Editor’s Note: Ousmane Badiane is the executive chairperson of AKADEMIYA2063, an African non-profit research organization, whose work focuses on supporting sustainable development across the continent. Any views expressed here are the author’s own and do not necessarily reflect those of the wider AFN and AgFunder teams.
To the casual observer, Africa’s agricultural development presents something of a paradox. Despite registering the fastest agricultural productivity growth rate than any region and more than doubling agricultural exports to the rest of the world over the last 20 years, the continent’s food imports are rising faster than ever.
The increasing import gap is often mistakenly interpreted as an indication of a failing agricultural sector. Yet over the last two decades, African countries have made considerable progress to increase agricultural production per capita; reduce hunger, malnutrition, and poverty; create new employment opportunities; and improve the livelihoods of large segments of populations.
The fact that the surge in imports happened during a period of historically strong agricultural performance means that it is driven more by demand-side than supply-side factors. A sustained economic recovery, higher incomes, and continued population growth have fueled demand, leading to even faster increases in food imports – particularly processed foods.
The same factors that are responsible for the surge in domestic food demand are also changing the nature of demand. Rapid urbanization in the context of rising incomes has created a growing urban middle class, fueling a rapid shift of demand away from unprocessed foods and toward processed, better-packaged, ready-to-cook, and ready-to-eat products. Currently, foods in processed form account for more than two-thirds of consumption; by 2040, processed foods are set to make up 73% of African diets.
The large import gap, therefore, constitutes a substantial reservoir of demand in domestic markets that can be tapped to support future growth, not just in the agricultural and rural sectors but in Africa’s broader economy. Processed foods, which dominate imports, already account for three-quarters of agricultural trade among African countries.
The rapid transformation of urban food value chains has fundamentally transformed the nature of market constraints faced by African smallholder farmers. Traditionally, the barriers were linked to the geographic distance between production areas and major consumption centers and required solutions that enabled produce to be moved more easily over time and across space.
In the current context, the market constraints faced by smallholders arise from the difference between the simple, raw produce they supply and the processed, more sophisticated products that consumers in major urban markets demand. Thus, the distance separating smallholders from new and growing domestic markets is no longer primarily physical but also, and increasingly so, one of degree of product sophistication.
At its core, this new environment raises the question of how to continue the unfinished business of commercializing smallholder agriculture. The development problem remains the same: how can smallholders be connected to new markets to raise sales and incomes and increase incentives to invest in boosting agricultural production and growth in rural areas?

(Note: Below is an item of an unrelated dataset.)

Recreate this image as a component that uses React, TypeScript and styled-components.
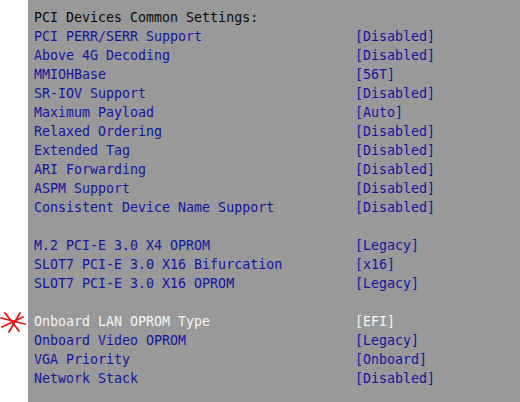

The recently released Regional Strategic Analysis and Knowledge Support System (ReSAKSS) Annual Trends and Outlook Report (ATOR) argues that the agrifood processing sector has become the essential link connecting Africa’s smallholder farmers to growing urban markets.
In other words, today’s constraints to commercializing Africa’s smallholder agriculture are closely and inseparably linked to the constraints faced by the emerging agrifood processing sector. Lifting these constraints requires better access to finance, skills development, high-quality infrastructure, and technologies for African agrifood companies, in turn creating a growing, robust, and competitive processing sector to drive the future agriculture and rural development agenda in Africa.
The report concludes by highlighting the urgent need for better policies to boost the performance and competitiveness of the emerging processing sector which should be the key focus of future strategies for smallholder commercialization.
Image license here.
Rethinking smallholder commercialization and rural development strategies in Africa
November 25, 2022
Ousmane Badiane
Editor’s Note: Ousmane Badiane is the executive chairperson of AKADEMIYA2063, an African non-profit research organization, whose work focuses on supporting sustainable development across the continent. Any views expressed here are the author’s own and do not necessarily reflect those of the wider AFN and AgFunder teams.
To the casual observer, Africa’s agricultural development presents something of a paradox. Despite registering the fastest agricultural productivity growth rate than any region and more than doubling agricultural exports to the rest of the world over the last 20 years, the continent’s food imports are rising faster than ever.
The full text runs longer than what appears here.